**Your objective**
Give the data below again exactly as written, without its pictures.
========================================
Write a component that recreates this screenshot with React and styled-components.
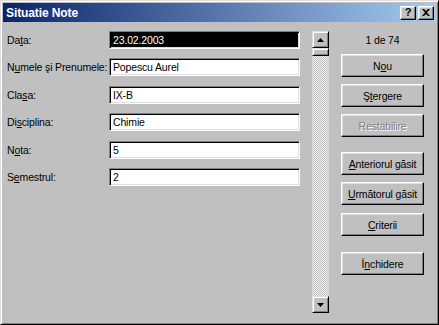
import React from "react";
import styled, { createGlobalStyle } from "styled-components";

const Global = createGlobalStyle`
  html, body { margin: 0; padding: 0; background: #c0c0c0; }
  #root { width: 439px; height: 325px; }
  * { box-sizing: border-box; }
`;

const Window = styled.div`
  width: 439px;
  height: 325px;
  background: #c0c0c0;
  border: 1px solid;
  border-color: #dfdfdf #000 #000 #dfdfdf;
  box-shadow: inset 1px 1px #fff, inset -1px -1px #808080;
  padding: 2px;
  display: flex;
  flex-direction: column;
  font-family: "Liberation Sans", Arial, sans-serif;
  font-size: 10.5px;
  letter-spacing: -0.15px;
  color: #000;
`;

const TitleBar = styled.div`
  height: 19px;
  background: linear-gradient(to right, #0a246a, #a6caf0);
  display: flex;
  align-items: center;
  padding: 0 2px 0 3px;
`;

const Title = styled.div`
  flex: 1;
  color: #fff;
  font-weight: bold;
  font-size: 12px;
  letter-spacing: -0.1px;
`;

const CaptionButton = styled.div`
  width: 16px;
  height: 14px;
  margin-left: ${(p) => (p.$gap ? "2px" : "0")};
  background: #c0c0c0;
  border: 1px solid;
  border-color: #fff #000 #000 #fff;
  box-shadow: inset -1px -1px #808080, inset 1px 1px #dfdfdf;
  display: flex;
  align-items: center;
  justify-content: center;
  font-weight: bold;
  font-size: 11px;
  line-height: 1;
  color: #000;
`;

const Body = styled.div`
  flex: 1;
  display: flex;
  padding: 9px 0 0 4px;
`;

const Fields = styled.div`
  display: grid;
  grid-template-columns: 102px 191px;
  grid-auto-rows: 18px;
  row-gap: 9.4px;
  align-items: center;
  align-content: start;
`;

const Label = styled.div`
  white-space: nowrap;
`;

const Input = styled.div`
  height: 18px;
  background: ${(p) => (p.$selected ? "#000" : "#fff")};
  color: ${(p) => (p.$selected ? "#fff" : "#000")};
  border: 1px solid;
  border-color: #808080 #fff #fff #808080;
  box-shadow: inset 1px 1px #000, inset -1px -1px #dfdfdf;
  padding: 0 3px;
  display: flex;
  align-items: center;
  white-space: nowrap;
`;

const ScrollBar = styled.div`
  width: 17px;
  height: 282px;
  margin-left: 12px;
  display: flex;
  flex-direction: column;
  background-color: #fff;
  background-image: repeating-conic-gradient(#c0c0c0 0 25%, #f0f0f0 0 50%);
  background-size: 2px 2px;
`;

const ArrowButton = styled.div`
  width: 17px;
  height: 17px;
  background: #c0c0c0;
  border: 1px solid;
  border-color: #dfdfdf #000 #000 #dfdfdf;
  box-shadow: inset 1px 1px #fff, inset -1px -1px #808080;
  display: flex;
  align-items: center;
  justify-content: center;
`;

const Thumb = styled.div`
  width: 17px;
  height: 8px;
  background: #c0c0c0;
  border: 1px solid;
  border-color: #dfdfdf #000 #000 #dfdfdf;
  box-shadow: inset 1px 1px #fff, inset -1px -1px #808080;
`;

const Track = styled.div`
  flex: 1;
`;

const Side = styled.div`
  width: 83px;
  margin-left: 12px;
  display: flex;
  flex-direction: column;
`;

const Counter = styled.div`
  height: 18px;
  display: flex;
  align-items: center;
  justify-content: center;
  margin-bottom: 5px;
`;

const Button = styled.div`
  height: 23px;
  margin-bottom: ${(p) => p.$mb}px;
  background: #c0c0c0;
  border: 1px solid;
  border-color: #fff #000 #000 #fff;
  box-shadow: inset -1px -1px #808080, inset 1px 1px #dfdfdf;
  display: flex;
  align-items: center;
  justify-content: center;
  white-space: nowrap;
  color: ${(p) => (p.$disabled ? "#808080" : "#000")};
  text-shadow: ${(p) => (p.$disabled ? "1px 1px 0 #fff" : "none")};
`;

const Arrow = ({ down }) => (
  <svg width="7" height="4" viewBox="0 0 7 4">
    <polygon
      points={down ? "0,0 7,0 3.5,4" : "3.5,0 7,4 0,4"}
      fill="#000"
    />
  </svg>
);

const fields = [
  { label: ["Da", "t", "a:"], value: "23.02.2003", selected: true },
  { label: ["N", "u", "mele şi Prenumele:"], value: "Popescu Aurel" },
  { label: ["Cla", "s", "a:"], value: "IX-B" },
  { label: ["Di", "s", "ciplina:"], value: "Chimie" },
  { label: ["N", "o", "ta:"], value: "5" },
  { label: ["S", "e", "mestrul:"], value: "2" },
];

const buttons = [
  { t: ["N", "o", "u"], mb: 7 },
  { t: ["Ş", "t", "ergere"], mb: 7 },
  { t: ["", "", "Restabilire"], mb: 15, disabled: true },
  { t: ["", "A", "nteriorul găsit"], mb: 7 },
  { t: ["", "U", "rmătorul găsit"], mb: 8 },
  { t: ["", "C", "riterii"], mb: 16 },
  { t: ["Î", "n", "chidere"], mb: 0 },
];

export default function App() {
  return (
    <>
      <Global />
      <Window>
        <TitleBar>
          <Title>Situatie Note</Title>
          <CaptionButton>?</CaptionButton>
          <CaptionButton $gap>
            <svg width="8" height="7" viewBox="0 0 8 7">
              <path d="M0 0 L2 0 L4 2 L6 0 L8 0 L5 3.5 L8 7 L6 7 L4 5 L2 7 L0 7 L3 3.5 Z" fill="#000" />
            </svg>
          </CaptionButton>
        </TitleBar>
        <Body>
          <Fields>
            {fields.map((f, i) => (
              <React.Fragment key={i}>
                <Label>
                  {f.label[0]}
                  <u>{f.label[1]}</u>
                  {f.label[2]}
                </Label>
                <Input $selected={f.selected}>{f.value}</Input>
              </React.Fragment>
            ))}
          </Fields>
          <ScrollBar>
            <ArrowButton>
              <Arrow />
            </ArrowButton>
            <Thumb />
            <Track />
            <ArrowButton>
              <Arrow down />
            </ArrowButton>
          </ScrollBar>
          <Side>
            <Counter>1 de 74</Counter>
            {buttons.map((b, i) => (
              <Button key={i} $mb={b.mb} $disabled={b.disabled}>
                {b.t[0]}
                {b.t[1] && <u>{b.t[1]}</u>}
                {b.t[2]}
              </Button>
            ))}
          </Side>
        </Body>
      </Window>
    </>
  );
}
========================================
**Finished task**
Write a component that recreates this screenshot with React and styled-components.
import React from "react";
import styled, { createGlobalStyle } from "styled-components";

const Global = createGlobalStyle`
  html, body { margin: 0; padding: 0; background: #c0c0c0; }
  #root { width: 439px; height: 325px; }
  * { box-sizing: border-box; }
`;

const Window = styled.div`
  width: 439px;
  height: 325px;
  background: #c0c0c0;
  border: 1px solid;
  border-color: #dfdfdf #000 #000 #dfdfdf;
  box-shadow: inset 1px 1px #fff, inset -1px -1px #808080;
  padding: 2px;
  display: flex;
  flex-direction: column;
  font-family: "Liberation Sans", Arial, sans-serif;
  font-size: 10.5px;
  letter-spacing: -0.15px;
  color: #000;
`;

const TitleBar = styled.div`
  height: 19px;
  background: linear-gradient(to right, #0a246a, #a6caf0);
  display: flex;
  align-items: center;
  padding: 0 2px 0 3px;
`;

const Title = styled.div`
  flex: 1;
  color: #fff;
  font-weight: bold;
  font-size: 12px;
  letter-spacing: -0.1px;
`;

const CaptionButton = styled.div`
  width: 16px;
  height: 14px;
  margin-left: ${(p) => (p.$gap ? "2px" : "0")};
  background: #c0c0c0;
  border: 1px solid;
  border-color: #fff #000 #000 #fff;
  box-shadow: inset -1px -1px #808080, inset 1px 1px #dfdfdf;
  display: flex;
  align-items: center;
  justify-content: center;
  font-weight: bold;
  font-size: 11px;
  line-height: 1;
  color: #000;
`;

const Body = styled.div`
  flex: 1;
  display: flex;
  padding: 9px 0 0 4px;
`;

const Fields = styled.div`
  display: grid;
  grid-template-columns: 102px 191px;
  grid-auto-rows: 18px;
  row-gap: 9.4px;
  align-items: center;
  align-content: start;
`;

const Label = styled.div`
  white-space: nowrap;
`;

const Input = styled.div`
  height: 18px;
  background: ${(p) => (p.$selected ? "#000" : "#fff")};
  color: ${(p) => (p.$selected ? "#fff" : "#000")};
  border: 1px solid;
  border-color: #808080 #fff #fff #808080;
  box-shadow: inset 1px 1px #000, inset -1px -1px #dfdfdf;
  padding: 0 3px;
  display: flex;
  align-items: center;
  white-space: nowrap;
`;

const ScrollBar = styled.div`
  width: 17px;
  height: 282px;
  margin-left: 12px;
  display: flex;
  flex-direction: column;
  background-color: #fff;
  background-image: repeating-conic-gradient(#c0c0c0 0 25%, #f0f0f0 0 50%);
  background-size: 2px 2px;
`;

const ArrowButton = styled.div`
  width: 17px;
  height: 17px;
  background: #c0c0c0;
  border: 1px solid;
  border-color: #dfdfdf #000 #000 #dfdfdf;
  box-shadow: inset 1px 1px #fff, inset -1px -1px #808080;
  display: flex;
  align-items: center;
  justify-content: center;
`;

const Thumb = styled.div`
  width: 17px;
  height: 8px;
  background: #c0c0c0;
  border: 1px solid;
  border-color: #dfdfdf #000 #000 #dfdfdf;
  box-shadow: inset 1px 1px #fff, inset -1px -1px #808080;
`;

const Track = styled.div`
  flex: 1;
`;

const Side = styled.div`
  width: 83px;
  margin-left: 12px;
  display: flex;
  flex-direction: column;
`;

const Counter = styled.div`
  height: 18px;
  display: flex;
  align-items: center;
  justify-content: center;
  margin-bottom: 5px;
`;

const Button = styled.div`
  height: 23px;
  margin-bottom: ${(p) => p.$mb}px;
  background: #c0c0c0;
  border: 1px solid;
  border-color: #fff #000 #000 #fff;
  box-shadow: inset -1px -1px #808080, inset 1px 1px #dfdfdf;
  display: flex;
  align-items: center;
  justify-content: center;
  white-space: nowrap;
  color: ${(p) => (p.$disabled ? "#808080" : "#000")};
  text-shadow: ${(p) => (p.$disabled ? "1px 1px 0 #fff" : "none")};
`;

const Arrow = ({ down }) => (
  <svg width="7" height="4" viewBox="0 0 7 4">
    <polygon
      points={down ? "0,0 7,0 3.5,4" : "3.5,0 7,4 0,4"}
      fill="#000"
    />
  </svg>
);

const fields = [
  { label: ["Da", "t", "a:"], value: "23.02.2003", selected: true },
  { label: ["N", "u", "mele şi Prenumele:"], value: "Popescu Aurel" },
  { label: ["Cla", "s", "a:"], value: "IX-B" },
  { label: ["Di", "s", "ciplina:"], value: "Chimie" },
  { label: ["N", "o", "ta:"], value: "5" },
  { label: ["S", "e", "mestrul:"], value: "2" },
];

const buttons = [
  { t: ["N", "o", "u"], mb: 7 },
  { t: ["Ş", "t", "ergere"], mb: 7 },
  { t: ["", "", "Restabilire"], mb: 15, disabled: true },
  { t: ["", "A", "nteriorul găsit"], mb: 7 },
  { t: ["", "U", "rmătorul găsit"], mb: 8 },
  { t: ["", "C", "riterii"], mb: 16 },
  { t: ["Î", "n", "chidere"], mb: 0 },
];

export default function App() {
  return (
    <>
      <Global />
      <Window>
        <TitleBar>
          <Title>Situatie Note</Title>
          <CaptionButton>?</CaptionButton>
          <CaptionButton $gap>
            <svg width="8" height="7" viewBox="0 0 8 7">
              <path d="M0 0 L2 0 L4 2 L6 0 L8 0 L5 3.5 L8 7 L6 7 L4 5 L2 7 L0 7 L3 3.5 Z" fill="#000" />
            </svg>
          </CaptionButton>
        </TitleBar>
        <Body>
          <Fields>
            {fields.map((f, i) => (
              <React.Fragment key={i}>
                <Label>
                  {f.label[0]}
                  <u>{f.label[1]}</u>
                  {f.label[2]}
                </Label>
                <Input $selected={f.selected}>{f.value}</Input>
              </React.Fragment>
            ))}
          </Fields>
          <ScrollBar>
            <ArrowButton>
              <Arrow />
            </ArrowButton>
            <Thumb />
            <Track />
            <ArrowButton>
              <Arrow down />
            </ArrowButton>
          </ScrollBar>
          <Side>
            <Counter>1 de 74</Counter>
            {buttons.map((b, i) => (
              <Button key={i} $mb={b.mb} $disabled={b.disabled}>
                {b.t[0]}
                {b.t[1] && <u>{b.t[1]}</u>}
                {b.t[2]}
              </Button>
            ))}
          </Side>
        </Body>
      </Window>
    </>
  );
}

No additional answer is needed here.